Executing a Lambda From Another Lambda is Slow
As mentioned above, EmailDelivery.com uses Zappa’s “background task” mechanism to launch tasks which would hold up a pending web request. This is an extremely useful ability which gives you something generally akin to Celery without the dedicated infrastructure.
The drawback, though, is that the Lambda “Invoke” API is not especially fast — call times to launch a function can run around 100ms, even for an asynchronous task. This means if you launch ten functions in a naive way, you’re looking at an entire second’s delay. So much for not holding up the web request!
There are ways to improve this situation. You can launch a task specifically to launch a large number of other tasks, or you can use threads to launch multiple tasks simultaneously. But if you’re looking for the raw speed of launching Celery tasks via something like RabbitMQ, it’s not going to happen without a server dedicated to that task.
The Final Boss: Cold Starts
The above issues are annoying, especially if you don’t know they’re coming (you’re welcome). But, for us at least, they never rose above the level of inconvenience, and certainly they never had us considering moving much of our code off of Lambda. That is, until we encountered the big bad that can’t be killed: cold starts.
Lambda, like everything else in the cloud, runs on servers managed by Amazon. To make Lambda feasible, Amazon cannot keep everyone’s code “warm” and ready to serve requests at all times. This means that if your function hasn’t been run in a while, a pending request needs to wait for it to be initialized before it can be served.
How long a wait? Three seconds is not out of the ordinary for Python Lambdas in our experience, and this doesn’t seem to change based on the resources assigned. This is really bad, because users can’t wait three seconds for frontend requests to load, even once in a while. Once we saw this problem in action, we knew we couldn’t tolerate a user experience like that and we needed a workaround.
But there is no workaround. Zappa has a built-in “keep warm” feature, but this only keeps a single copy of your Lambda ready. Fine for small or toy sites, but once you start to scale up, AWS is going to need multiple copies of your Lambda at once, which means more cold starts. How many copies? It depends on your load, and due to the way email works (people want to send a lot of messages to their customers at the same time, that’s sort of the point), the number of simultaneous Lambdas can vary too much for any custom “warming” solution to eliminate the cold starts completely.

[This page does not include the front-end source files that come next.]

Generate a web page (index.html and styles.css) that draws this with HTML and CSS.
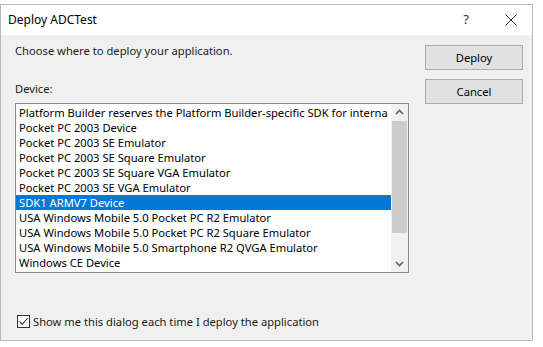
FILE: index.html
```html
<!DOCTYPE html>
<html>
<head>
<meta charset="utf-8">
<link rel="stylesheet" href="styles.css">
</head>
<body>
<div class="dialog">
  <div class="titlebar">
    <span class="title">Deploy ADCTest</span>
    <span class="help">?</span>
    <svg class="close" width="12" height="12" viewBox="0 0 12 12"><path d="M0.5 0.5 L11.5 11.5 M11.5 0.5 L0.5 11.5" stroke="#333" stroke-width="1" fill="none"/></svg>
  </div>
  <div class="body">
    <div class="main">
      <div class="prompt">Choose where to deploy your application.</div>
      <div class="label">Device:</div>
      <div class="listbox">
        <div class="items">
          <div class="item">Platform Builder reserves the Platform Builder-specific SDK for interna</div>
          <div class="item">Pocket PC 2003 Device</div>
          <div class="item">Pocket PC 2003 SE Emulator</div>
          <div class="item">Pocket PC 2003 SE Square Emulator</div>
          <div class="item">Pocket PC 2003 SE Square VGA Emulator</div>
          <div class="item">Pocket PC 2003 SE VGA Emulator</div>
          <div class="item selected">SDK1 ARMV7 Device</div>
          <div class="item">USA Windows Mobile 5.0 Pocket PC R2 Emulator</div>
          <div class="item">USA Windows Mobile 5.0 Pocket PC R2 Square Emulator</div>
          <div class="item">USA Windows Mobile 5.0 Smartphone R2 QVGA Emulator</div>
          <div class="item">Windows CE Device</div>
        </div>
        <div class="scrollbar">
          <svg class="arrow" width="17" height="17" viewBox="0 0 17 17"><path d="M5 10 L8.5 6.5 L12 10" stroke="#606060" stroke-width="1.6" fill="none"/></svg>
          <div class="track"><div class="thumb"></div></div>
          <svg class="arrow" width="17" height="17" viewBox="0 0 17 17"><path d="M5 7 L8.5 10.5 L12 7" stroke="#606060" stroke-width="1.6" fill="none"/></svg>
        </div>
      </div>
      <label class="check">
        <span class="box"><svg width="11" height="11" viewBox="0 0 11 11"><path d="M1.5 5.5 L4.2 8.3 L9.8 2" stroke="#333" stroke-width="1.1" fill="none"/></svg></span>
        <span>Show me this dialog each time I deploy the application</span>
      </label>
    </div>
    <div class="buttons">
      <div class="btn default">Deploy</div>
      <div class="btn">Cancel</div>
    </div>
  </div>
</div>
</body>
</html>
```
FILE: styles.css
```css
html, body {
  margin: 0;
  padding: 0;
  background: #ffffff;
}
body {
  font-family: "Noto Sans", "Open Sans", sans-serif;
  font-size: 11.2px;
  color: #1a1a1a;
}
.dialog {
  width: 533px;
  height: 337px;
  margin-top: 4px;
  border: 1px solid #b8b8b8;
  box-sizing: border-box;
  display: flex;
  flex-direction: column;
  background: #f0f0f0;
}
.titlebar {
  height: 30px;
  background: #ffffff;
  display: flex;
  align-items: center;
  padding: 0 0 0 7px;
  flex-shrink: 0;
}
.title {
  flex: 1;
  font-size: 12px;
  color: #000;
  padding-bottom: 1px;
}
.help {
  font-size: 13px;
  color: #333;
  margin-right: 36px;
  padding-bottom: 2px;
}
.close {
  margin-right: 15px;
}
.body {
  flex: 1;
  display: flex;
  padding: 7px 9px 0 14px;
}
.main {
  width: 394px;
  display: flex;
  flex-direction: column;
}
.prompt {
  height: 16px;
  line-height: 16px;
  margin-top: 1px;
}
.label {
  margin-top: 22px;
  height: 16px;
  line-height: 16px;
}
.listbox {
  margin-top: 6px;
  height: 170px;
  border: 1px solid #828790;
  background: #fff;
  display: flex;
  box-sizing: border-box;
}
.items {
  flex: 1;
  padding-top: 1px;
  overflow: hidden;
}
.item {
  height: 15px;
  line-height: 15px;
  padding-left: 3px;
  white-space: nowrap;
  color: #000;
}
.item.selected {
  background: #0078d7;
  color: #fff;
}
.scrollbar {
  width: 17px;
  background: #f0f0f0;
  display: flex;
  flex-direction: column;
}
.arrow {
  display: block;
  flex-shrink: 0;
}
.track {
  flex: 1;
  padding: 0 1px;
}
.thumb {
  height: 112px;
  background: #cdcdcd;
}
.check {
  margin-top: 41px;
  display: flex;
  align-items: center;
  gap: 3px;
  margin-left: 2px;
}
.box {
  width: 13px;
  height: 13px;
  border: 1px solid #333;
  box-sizing: border-box;
  background: #fff;
  display: flex;
  align-items: center;
  justify-content: center;
}
.box svg {
  display: block;
}
.buttons {
  margin-left: auto;
  margin-top: 3px;
  display: flex;
  flex-direction: column;
  gap: 9px;
}
.btn {
  width: 98px;
  height: 25px;
  box-sizing: border-box;
  border: 1px solid #adadad;
  background: #e1e1e1;
  display: flex;
  align-items: center;
  justify-content: center;
  color: #000;
}
```
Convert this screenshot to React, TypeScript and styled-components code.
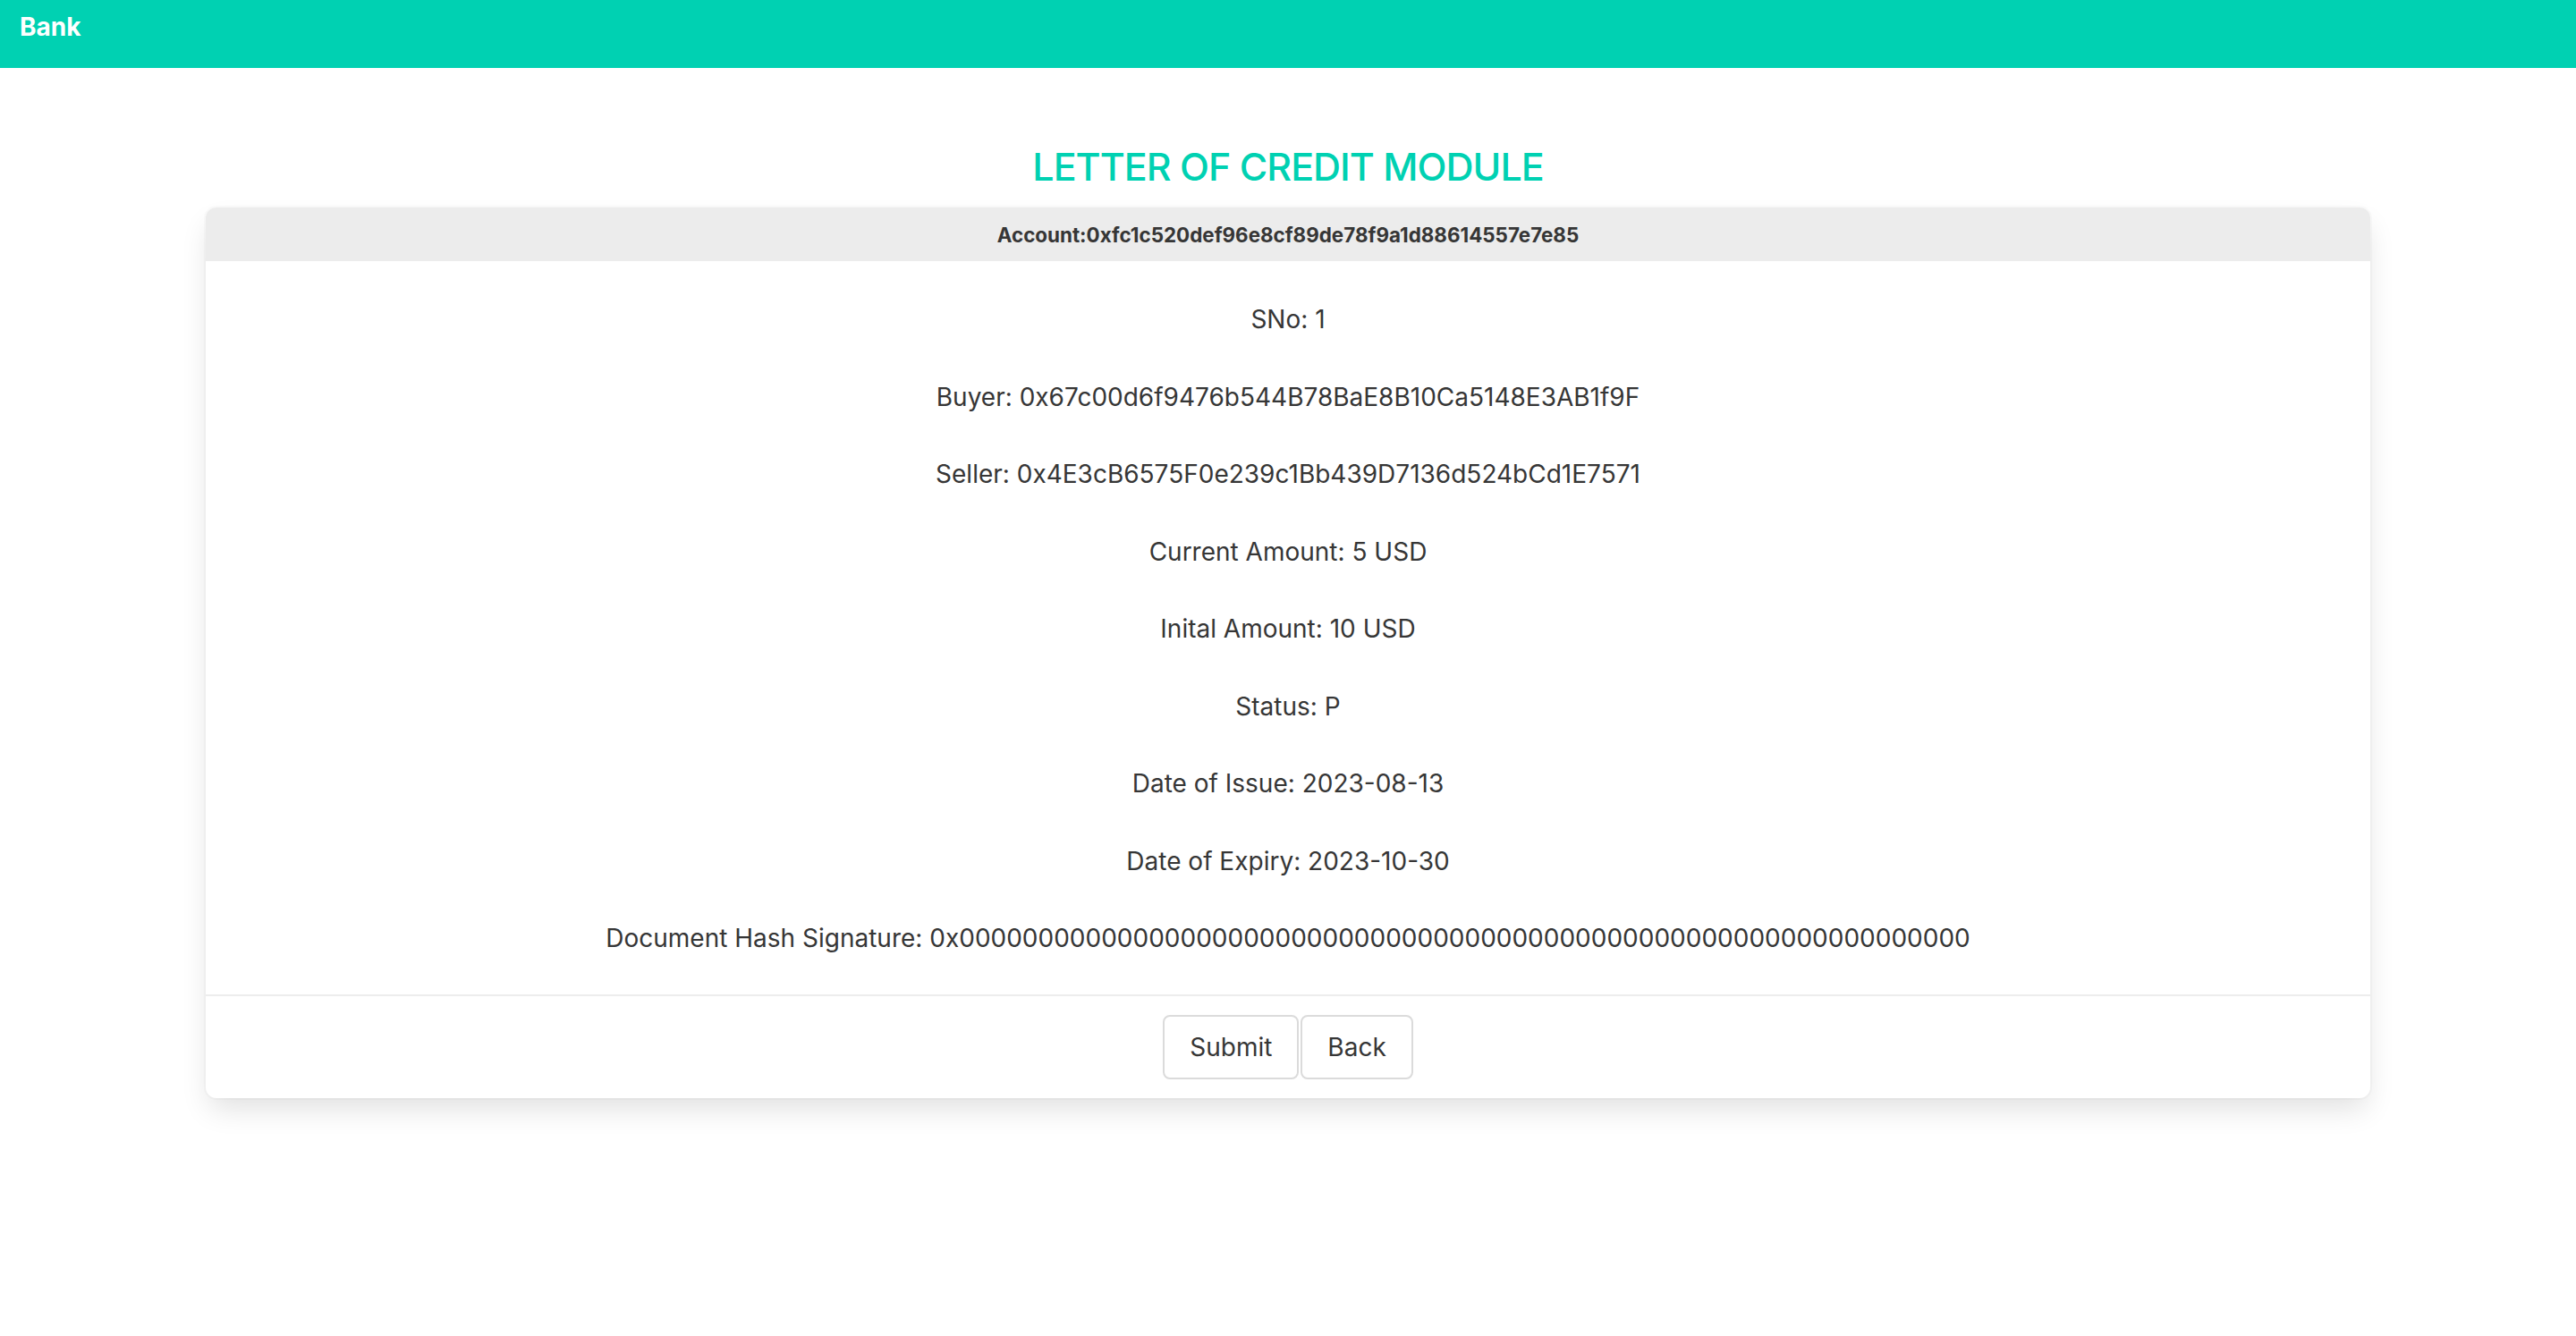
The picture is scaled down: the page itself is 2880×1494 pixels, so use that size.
import React from "react";
import styled, { createGlobalStyle } from "styled-components";

const Global = createGlobalStyle`
  html, body { margin: 0; padding: 0; background: #ffffff; }
  body { font-family: Inter, "Noto Sans", "Liberation Sans", sans-serif; color: #363636; }
  * { box-sizing: border-box; }
`;

const NavBar = styled.nav`
  height: 76px;
  background: #00d1b2;
  display: flex;
  align-items: flex-start;
  padding: 12px 22px 0;
`;

const Brand = styled.span`
  color: #ffffff;
  font-weight: 700;
  font-size: 28px;
  line-height: 36px;
`;

const Main = styled.main`
  display: flex;
  flex-direction: column;
  align-items: center;
  padding: 0 230px 80px;
`;

const Title = styled.h1`
  margin: 0;
  height: 156px;
  display: flex;
  align-items: center;
  justify-content: center;
  padding-top: 76px;
  padding-bottom: 12px;
  color: #00d1b2;
  font-size: 43px;
  font-weight: 500;
  letter-spacing: -1px;
`;

const Card = styled.section`
  width: 100%;
  background: #ffffff;
  border-radius: 12px;
  box-shadow: 0 16px 32px -4px rgba(10, 10, 10, 0.12), 0 0 0 2px rgba(10, 10, 10, 0.02);
  overflow: hidden;
`;

const CardHeader = styled.header`
  height: 60px;
  background: #ececec;
  display: flex;
  align-items: center;
  justify-content: center;
  font-size: 22.4px;
  font-weight: 700;
  color: #363636;
`;

const CardContent = styled.div`
  display: flex;
  flex-direction: column;
  align-items: center;
  gap: 40.5px;
  padding: 42px 24px 40px;
`;

const Line = styled.p`
  margin: 0;
  font-size: 28px;
  line-height: 46px;
  color: #363636;
  white-space: nowrap;
`;

const CardFooter = styled.footer`
  border-top: 2px solid #ededed;
  height: 116px;
  display: flex;
  align-items: center;
  justify-content: center;
  gap: 2px;
`;

const Button = styled.button`
  height: 72px;
  padding: 0 28px;
  background: #ffffff;
  border: 2px solid #dbdbdb;
  border-radius: 8px;
  font-family: inherit;
  font-size: 28px;
  color: #363636;
  cursor: pointer;
`;

const rows: [string, string][] = [
  ["SNo", "1"],
  ["Buyer", "0x67c00d6f9476b544B78BaE8B10Ca5148E3AB1f9F"],
  ["Seller", "0x4E3cB6575F0e239c1Bb439D7136d524bCd1E7571"],
  ["Current Amount", "5 USD"],
  ["Inital Amount", "10 USD"],
  ["Status", "P"],
  ["Date of Issue", "2023-08-13"],
  ["Date of Expiry", "2023-10-30"],
  ["Document Hash Signature", "0x" + "0".repeat(64)],
];

export default function App() {
  return (
    <>
      <Global />
      <NavBar>
        <Brand>Bank</Brand>
      </NavBar>
      <Main>
        <Title>LETTER OF CREDIT MODULE</Title>
        <Card>
          <CardHeader>Account:0xfc1c520def96e8cf89de78f9a1d88614557e7e85</CardHeader>
          <CardContent>
            {rows.map(([k, v]) => (
              <Line key={k}>
                {k}: {v}
              </Line>
            ))}
          </CardContent>
          <CardFooter>
            <Button>Submit</Button>
            <Button>Back</Button>
          </CardFooter>
        </Card>
      </Main>
    </>
  );
}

Having realized this, we knew that nothing the end-user touches could be hosted on Lambda after all. We couldn’t have the website suddenly grind to a halt just because something big happened on the backend. Luckily, the fact that Zappa implements the standard WSGI protocol helped us here. We had always been running the Zappa app in Gunicorn for local testing purposes, so we were able to wrap that command in a Dockerfile and move the portions of the API which support the UI into an ECS container in a couple hours or so.
What is Lambda Good For?
We still use Lambda extensively on our backend, and to power parts of our API which aren’t user-facing (but which can be subject to severe loads at times). It’s an easy, cheap way to get a small website up and running, but until Amazon makes some changes to the way its implemented (and we’re not sure such a thing is possible), it can’t be used to actually run an end-user web application at scale.
It’s interesting to see how our relationship with Lambda has changed as the site has grown. We started off viewing it as a temporary convenience, something we could use on the low end but which we would likely outgrow as the dream of going “100% serverless” gave way to what we actually needed to accomplish.
Now, we view Lambda mainly in terms of what it can do as a high-end parallel architecture. What’s possible now that Amazon has given everyone the equivalent of a very accessible supercomputer which can be used in short bursts for relatively little money? How does this change the way we deal with ingesting and searching the massive amount of data email generates?
More detail on that will have to wait for a future article.